Mayor Vincent Gray is still bitterly complaining about how the federal shutdown is straining city resources.
With great fanfare, the mayor famously confronted Senate Majority Leader Harry Reid on Capitol Hill last week, only to be told by Reid that "I’m on your side. Don’t screw it up."
Now, News4 has learned that the city has identified more than $400 million in reserve funds that will keep the city operating the rest of this month. That means all 33,000 city workers who received a paycheck Tuesday also will be paid Oct. 29.
Officials still say that some payments, like for Metro, will be delayed and you still can’t cash winning lottery tickets.
But after scouring the city’s budget and miscellaneous funds, the city now can plan for the rest of the month. One big holdup was whether D.C. Attorney General Irving Nathan would approve spending the funds.
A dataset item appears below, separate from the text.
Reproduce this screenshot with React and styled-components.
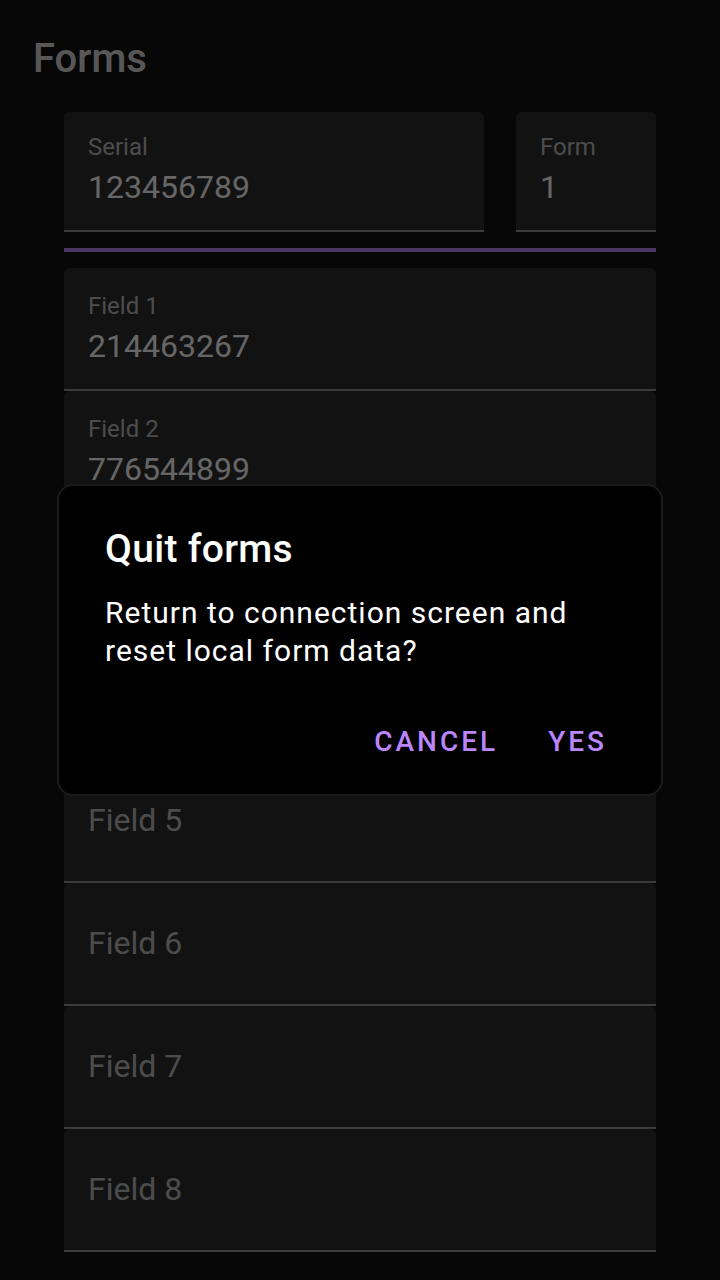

Sources told News4 that his staff prepared a memo doing just that, although Nathan had not yet signed the memo late Tuesday. The mayor’s office declined to confirm the found money, saying more details needed to be worked out and that "no transfer" of funds had yet occurred.
But D.C. Council finance and revenue chairman Jack Evans said the city has lined up the money.
Some of it would need approval from the D.C. Council, but Evans said that posed no problem.
“Everything this slowed down right now because we’re down to our last $32 million,” Evans said in a late-afternoon interview.
He said the new reserve funds will ease the city’s burdens.
According to officials, the money includes about $300 million from a cash flow reserve; about $58 million in a fiscal stabilization fund, and about $110 million in a routine emergency fund.
The District has an annual budget of about $11 billion and a reserve fund that tops $1.5 billion.
However, there are restrictions on how much of that money can be used or shifted around. Both the mayor and council want congress to exempt the city from federal shutdowns and are looking forward to this one ending.
"We want them to wrap up as soon as possible, not only for the city but for the country as a whole," Evans said.